So let’s get back to the conversation that we started with the post “Is there a haiku that has shaped your life somehow?”.

David Lloyd was a professor at my college who wanted me to sit in on one of his classes. The class was designed to give writers business tools. Many creative people who developed writing skills seemed to be missing the practical skills that would allow them to capitalize on their abilities, he said.

As a result many writers never got out of the gate when it came to writing careers. After going through my manuscript, Lloyd said he liked the poems and offered to help make sure that my skills didn’t go to waste. I could sit in on his class for free. It was a generous offer.

But, I was young and idealistic. The idea mixing business and poetry seemed wrong to me. I fell prey to the very syndrome he was trying to inoculate me against.

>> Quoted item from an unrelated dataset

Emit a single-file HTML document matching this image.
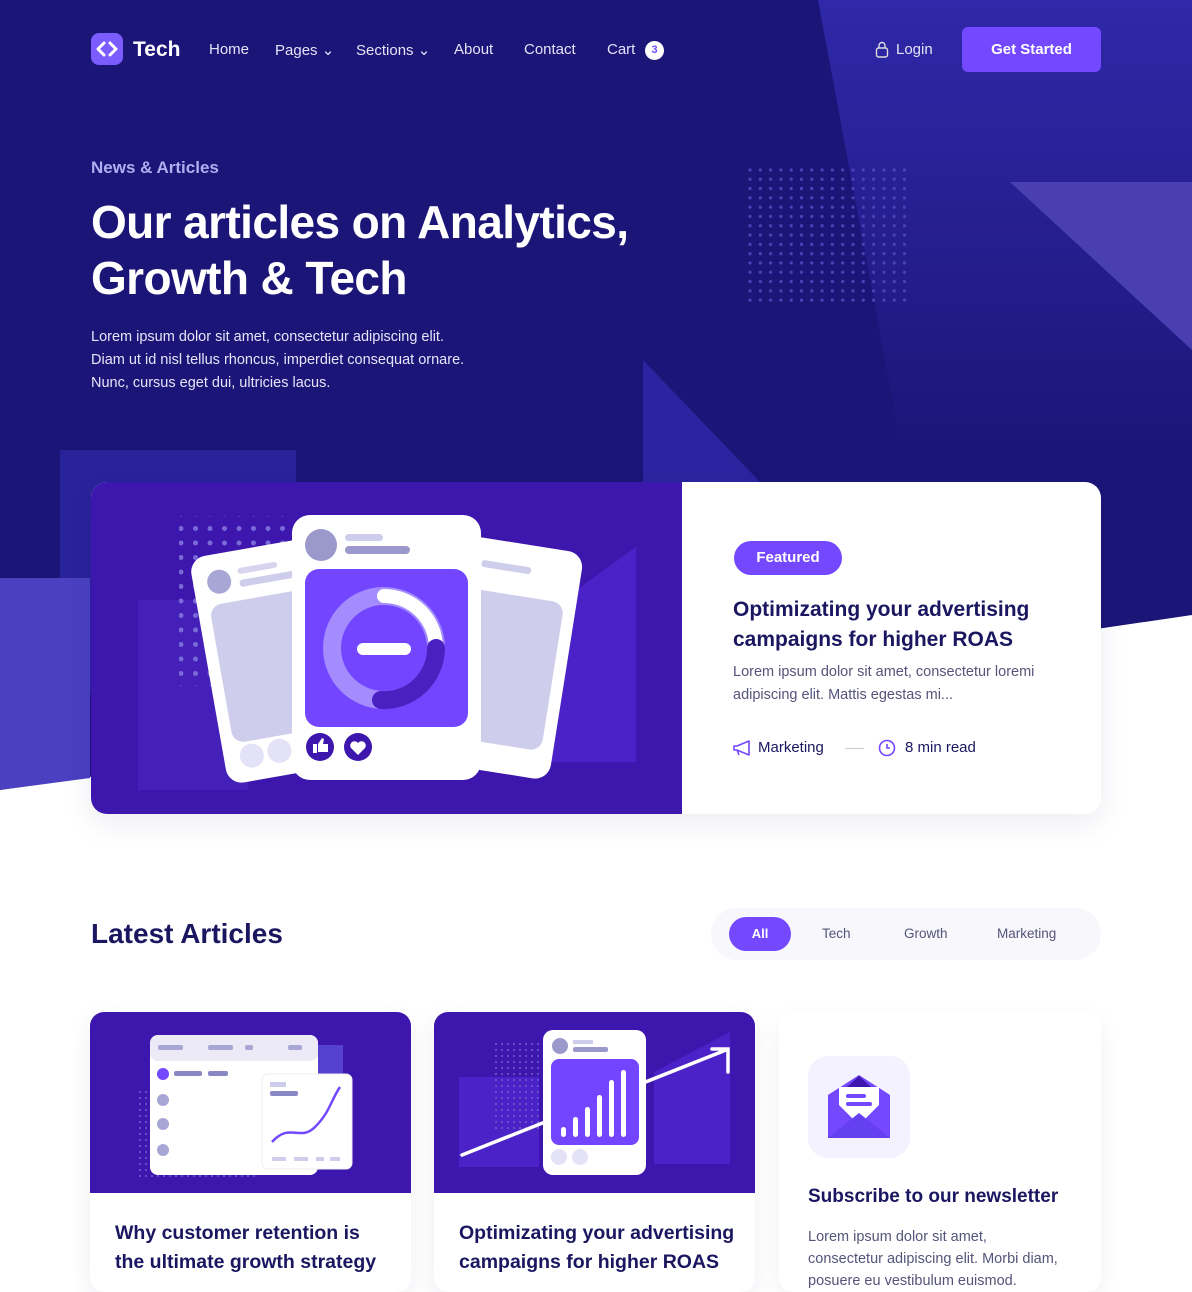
<!DOCTYPE html>
<html><head><meta charset="utf-8"><style>
*{margin:0;padding:0;box-sizing:border-box}
body{width:1192px;height:1280px;overflow:hidden;background:#fff;font-family:"Liberation Sans",sans-serif;position:relative}
.a{position:absolute}
.nav{color:#e4e2f7;font-size:15px;top:41px}
.dark{color:#1a1660}
</style></head><body>
<svg class="a" style="left:0;top:0" width="1192" height="1280">
<defs><linearGradient id="g1" x1="0" y1="0" x2="0" y2="1"><stop offset="0" stop-color="#2f28a8"/><stop offset="1" stop-color="#1c1578"/></linearGradient></defs>
<polygon points="0,0 1192,0 1192,615 0,790" fill="#1c1578"/>
<polygon points="818,0 1192,0 1192,450 900,440" fill="url(#g1)"/>
<polygon points="1010,182 1192,182 1192,350" fill="#4a3fb0"/>
<polygon points="643,360 643,482 760,482" fill="#2a24a0"/>
<rect x="60" y="450" width="236" height="244" fill="#29239a"/>
<polygon points="0,578 90,578 90,778 0,790" fill="#4a40c0"/>
</svg>
<svg class="a" style="left:748;top:168" width="160" height="135">
<defs><pattern id="d" width="10.3" height="9.3" patternUnits="userSpaceOnUse"><circle cx="2" cy="2" r="1.6" fill="#4c42b8"/></pattern></defs>
<rect width="158" height="134" fill="url(#d)"/>
</svg>
<!-- nav -->
<div class="a" style="left:91px;top:33px;width:32px;height:32px;border-radius:8px;background:#7a5cff"></div>
<svg class="a" style="left:91px;top:33px" width="32" height="32"><path d="M13 10 L7 16 L13 22 M19 10 L25 16 L19 22" stroke="#fff" stroke-width="3" fill="none" stroke-linecap="round" stroke-linejoin="round"/></svg>
<div class="a" style="left:133px;top:38px;color:#fff;font-size:21px;font-weight:bold">Tech</div>
<div class="a nav" style="left:209px">Home</div>
<div class="a nav" style="left:275px">Pages ⌄</div>
<div class="a nav" style="left:356px">Sections ⌄</div>
<div class="a nav" style="left:454px">About</div>
<div class="a nav" style="left:524px">Contact</div>
<div class="a nav" style="left:607px">Cart</div>
<div class="a" style="left:645px;top:41px;width:19px;height:19px;border-radius:50%;background:#fff;color:#6a4cff;font-size:11px;text-align:center;line-height:19px;font-weight:bold">3</div>
<svg class="a" style="left:875px;top:41px" width="14" height="17"><rect x="1.5" y="7" width="11" height="9" rx="2" stroke="#ddd" stroke-width="1.4" fill="none"/><path d="M4 7V4.5a3 3 0 0 1 6 0V7" stroke="#ddd" stroke-width="1.4" fill="none"/></svg>
<div class="a nav" style="left:896px">Login</div>
<div class="a" style="left:962px;top:27px;width:139px;height:45px;border-radius:6px;background:#7348ff;color:#fff;font-size:15px;font-weight:bold;text-align:center;line-height:45px">Get Started</div>
<!-- hero -->
<div class="a" style="left:91px;top:158px;color:#b0aef0;font-size:17px;font-weight:bold">News &amp; Articles</div>
<div class="a" style="left:91px;top:194px;color:#fff;font-size:46px;font-weight:bold;line-height:56px;letter-spacing:-0.6px">Our articles on Analytics,<br>Growth &amp; Tech</div>
<div class="a" style="left:91px;top:326px;color:#e6e4f8;font-size:14.5px;line-height:23px">Lorem ipsum dolor sit amet, consectetur adipiscing elit.<br>Diam ut id nisl tellus rhoncus, imperdiet consequat ornare.<br>Nunc, cursus eget dui, ultricies lacus.</div>
<!-- featured -->
<div class="a" style="left:91px;top:482px;width:1010px;height:332px;border-radius:16px;background:#fff;box-shadow:0 10px 30px rgba(30,20,100,.08);overflow:hidden">
<div class="a" style="left:0;top:0;width:591px;height:332px;background:#3c16ad"></div>
</div>
<svg class="a" style="left:91px;top:482px" width="591" height="332">
<polygon points="455,130 545,65 545,280 455,280" fill="#4a22c8"/>
<rect x="47" y="118" width="110" height="190" fill="#4520b8"/>
<defs><pattern id="d2" width="14.5" height="14.5" patternUnits="userSpaceOnUse"><circle cx="3" cy="3" r="2.5" fill="#7a6ad8"/></pattern></defs>
<rect x="88" y="34" width="110" height="170" fill="url(#d2)"/>
<g transform="rotate(-10 200 150)"><rect x="112" y="60" width="140" height="230" rx="16" fill="#fff"/><circle cx="138" cy="88" r="12" fill="#a8a6d4"/><rect x="158" y="78" width="40" height="6" rx="3" fill="#d6d4ee"/><rect x="158" y="90" width="60" height="7" rx="3" fill="#cfcdec"/><rect x="124" y="110" width="120" height="140" rx="12" fill="#cfcdec"/><circle cx="140" cy="265" r="12" fill="#e4e2f6"/><circle cx="168" cy="265" r="12" fill="#e4e2f6"/></g>
<g transform="rotate(9 400 150)"><rect x="340" y="58" width="140" height="230" rx="16" fill="#fff"/><rect x="360" y="110" width="108" height="150" rx="12" fill="#cfcdec"/><rect x="380" y="80" width="50" height="7" rx="3" fill="#cfcdec"/></g>
<rect x="201" y="33" width="189" height="265" rx="18" fill="#fff"/>
<circle cx="230" cy="63" r="16" fill="#9b99cc"/>
<rect x="254" y="52" width="38" height="7" rx="3.5" fill="#cfcdec"/>
<rect x="254" y="64" width="65" height="8" rx="4" fill="#9b99cc"/>
<rect x="214" y="87" width="163" height="158" rx="14" fill="#7345ff"/>
<circle cx="293" cy="166" r="52" fill="none" stroke="#a48cff" stroke-width="18"/>
<path d="M293 114 A52 52 0 0 1 345 166" stroke="#fff" stroke-width="14" fill="none" stroke-linecap="round"/>
<path d="M345 166 A52 52 0 0 1 290 218" stroke="#4a20c0" stroke-width="18" fill="none" stroke-linecap="round"/>
<rect x="266" y="161" width="54" height="12" rx="6" fill="#fff"/>
<circle cx="229" cy="265" r="14" fill="#3c16ad"/><path d="M222 262h4v9h-4zM227 262l4-6 2 1-1 5h5v8h-10z" fill="#fff"/>
<circle cx="267" cy="265" r="14" fill="#3c16ad"/><path d="M267 273l-7-7a4 4 0 0 1 7-5a4 4 0 0 1 7 5z" fill="#fff"/>
</svg>
<div class="a" style="left:734px;top:541px;width:108px;height:34px;border-radius:17px;background:#7348ff;color:#fff;font-size:15px;font-weight:bold;text-align:center;line-height:34px">Featured</div>
<div class="a dark" style="left:733px;top:595px;font-size:21px;font-weight:bold;line-height:30px">Optimizating your advertising<br>campaigns for higher ROAS</div>
<div class="a" style="left:733px;top:661px;color:#55547a;font-size:14.5px;line-height:23px">Lorem ipsum dolor sit amet, consectetur loremi<br>adipiscing elit. Mattis egestas mi...</div>
<svg class="a" style="left:732px;top:739px" width="20" height="18"><path d="M2 7h3l12-5v14L5 11H2z M5 11l2 5" stroke="#7348ff" stroke-width="1.6" fill="none" stroke-linejoin="round"/></svg>
<div class="a dark" style="left:758px;top:739px;font-size:15px">Marketing</div>
<div class="a" style="left:845px;top:748px;width:19px;height:1px;background:#ccc"></div>
<svg class="a" style="left:878px;top:739px" width="18" height="18"><circle cx="9" cy="9" r="7.5" stroke="#7348ff" stroke-width="1.6" fill="none"/><path d="M9 5v4h3" stroke="#7348ff" stroke-width="1.6" fill="none"/></svg>
<div class="a dark" style="left:905px;top:739px;font-size:15px">8 min read</div>
<!-- latest -->
<div class="a dark" style="left:91px;top:918px;font-size:28px;font-weight:bold">Latest Articles</div>
<div class="a" style="left:711px;top:908px;width:390px;height:52px;border-radius:26px;background:#f7f7fc"></div>
<div class="a" style="left:729px;top:917px;width:62px;height:34px;border-radius:17px;background:#7348ff;color:#fff;font-size:13px;font-weight:bold;text-align:center;line-height:34px">All</div>
<div class="a" style="left:822px;top:926px;color:#55547a;font-size:13.5px">Tech</div>
<div class="a" style="left:904px;top:926px;color:#55547a;font-size:13.5px">Growth</div>
<div class="a" style="left:997px;top:926px;color:#55547a;font-size:13.5px">Marketing</div>
<!-- cards -->
<div class="a" style="left:90px;top:1012px;width:321px;height:280px;border-radius:14px;background:#fff;box-shadow:0 8px 24px rgba(30,20,100,.07);overflow:hidden"><div style="height:181px;background:#3c16ad"></div></div>
<div class="a" style="left:434px;top:1012px;width:321px;height:280px;border-radius:14px;background:#fff;box-shadow:0 8px 24px rgba(30,20,100,.07);overflow:hidden"><div style="height:181px;background:#3c16ad"></div></div>
<div class="a" style="left:779px;top:1012px;width:322px;height:280px;border-radius:14px;background:#fff;box-shadow:0 8px 24px rgba(30,20,100,.06)"></div>
<svg class="a" style="left:90px;top:1012px" width="321" height="181">
<defs><pattern id="d3" width="6" height="6" patternUnits="userSpaceOnUse"><circle cx="2" cy="2" r="1" fill="#6e5ed0"/></pattern></defs>
<rect x="45" y="75" width="120" height="90" fill="url(#d3)"/>
<rect x="225" y="33" width="28" height="40" fill="#5540d0"/>
<rect x="60" y="23" width="168" height="140" rx="8" fill="#fff"/>
<rect x="60" y="23" width="168" height="26" rx="8" fill="#ebeaf6"/>
<g fill="#a8a6d4"><rect x="68" y="33" width="25" height="5" rx="2"/><rect x="118" y="33" width="25" height="5" rx="2"/><rect x="155" y="33" width="8" height="5" rx="2"/><rect x="198" y="33" width="14" height="5" rx="2"/>
<circle cx="73" cy="112" r="6"/><circle cx="73" cy="138" r="6"/><circle cx="73" cy="88" r="6"/></g>
<circle cx="73" cy="62" r="6" fill="#7348ff"/><rect x="84" y="59" width="28" height="5" rx="2" fill="#8a88c4"/><rect x="118" y="59" width="20" height="5" rx="2" fill="#8a88c4"/>
<rect x="172" y="62" width="90" height="95" rx="6" fill="#fff" stroke="#eee"/>
<rect x="180" y="70" width="16" height="5" fill="#cfcdec"/><rect x="180" y="79" width="28" height="5" rx="2" fill="#8a88c4"/>
<path d="M182 130 C200 110,210 130,225 115 C240 100,240 90,250 75" stroke="#7348ff" stroke-width="2.5" fill="none"/>
<g fill="#cfcdec"><rect x="182" y="145" width="14" height="4"/><rect x="204" y="145" width="14" height="4"/><rect x="226" y="145" width="8" height="4"/><rect x="240" y="145" width="10" height="4"/></g>
</svg>
<svg class="a" style="left:434px;top:1012px" width="321" height="181">
<rect x="25" y="65" width="80" height="90" fill="#4a22c8"/>
<polygon points="220,60 296,20 296,152 220,152" fill="#4a22c8"/>
<rect x="60" y="28" width="50" height="90" fill="url(#d3)"/>
<path d="M28 143 L292 38 M278 37 L294 37 L294 60" stroke="#fff" stroke-width="3.5" fill="none" stroke-linecap="round"/>
<rect x="109" y="18" width="103" height="145" rx="10" fill="#fff"/>
<circle cx="126" cy="34" r="8" fill="#9b99cc"/><rect x="139" y="28" width="20" height="4" fill="#cfcdec"/><rect x="139" y="35" width="35" height="5" rx="2" fill="#9b99cc"/>
<rect x="117" y="47" width="88" height="86" rx="8" fill="#7345ff"/>
<g fill="#fff"><rect x="127" y="115" width="5" height="10" rx="2.5"/><rect x="139" y="105" width="5" height="20" rx="2.5"/><rect x="151" y="95" width="5" height="30" rx="2.5"/><rect x="163" y="83" width="5" height="42" rx="2.5"/><rect x="175" y="68" width="5" height="57" rx="2.5"/><rect x="187" y="58" width="5" height="67" rx="2.5"/></g>
<circle cx="125" cy="145" r="8" fill="#e4e2f6"/><circle cx="146" cy="145" r="8" fill="#e4e2f6"/>
</svg>
<div class="a" style="left:808px;top:1056px;width:102px;height:102px;border-radius:20px;background:#f4f2ff"></div>
<svg class="a" style="left:827px;top:1075px" width="64" height="64"><path d="M1 20 L32 0 L63 20 V63 H1Z" fill="#7348ff"/><path d="M32 1 L44 12 H20Z" fill="#3c16ad"/><path d="M12 12 H52 V30 L32 50 L12 30Z" fill="#fff"/><rect x="19" y="19" width="20" height="4" rx="2" fill="#7348ff"/><rect x="19" y="27" width="26" height="4" rx="2" fill="#7348ff"/><path d="M1 63 L32 38 L63 63Z" fill="#6440f0"/></svg>
<div class="a dark" style="left:115px;top:1219px;font-size:19.5px;font-weight:bold;line-height:29px">Why customer retention is<br>the ultimate growth strategy</div>
<div class="a dark" style="left:459px;top:1219px;font-size:19.5px;font-weight:bold;line-height:29px">Optimizating your advertising<br>campaigns for higher ROAS</div>
<div class="a dark" style="left:808px;top:1186px;font-size:19px;font-weight:bold">Subscribe to our newsletter</div>
<div class="a" style="left:808px;top:1226px;color:#55547a;font-size:14.5px;line-height:22px">Lorem ipsum dolor sit amet,<br>consectetur adipiscing elit. Morbi diam,<br>posuere eu vestibulum euismod.</div>
</body></html>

Is there an aspect of your writing career that presents a difficult hurdle for you? When it comes to the business side of writing, I often seem to shoot myself in the foot. Know what I mean?

Care to share what gets in your way?

This Post Has 13 Comments

  1. Hi Yousei, Wonderful to read your comment here, as I enjoy following your good blog and our conversations.

    Someone once said, and this is from memory, that “courage is fear that has said its prayers.” Perhaps this kind of fear is at least in part humility and a great quality in an artist.

    I still feel fragile and quite sensitive sometimes. For me, this is learning how to manage my gift–the sensitivity that results in gifts of poems, balanced with the resilience I need to handle the other aspects of being a writer. I need plenty of rest for resilience too.


  2. All to many things (family, responsibilities, family, other interests, family…), but the worst one is fear. I’m afraid of failing, not writing well-enough. This is problematic enough that on some projects I haven’t even started them, the poor ideas are still banging around in my brain (I think a couple finally fell out my right ear). Blogging and trying to write daily has helped, but the fear hurdle looms large.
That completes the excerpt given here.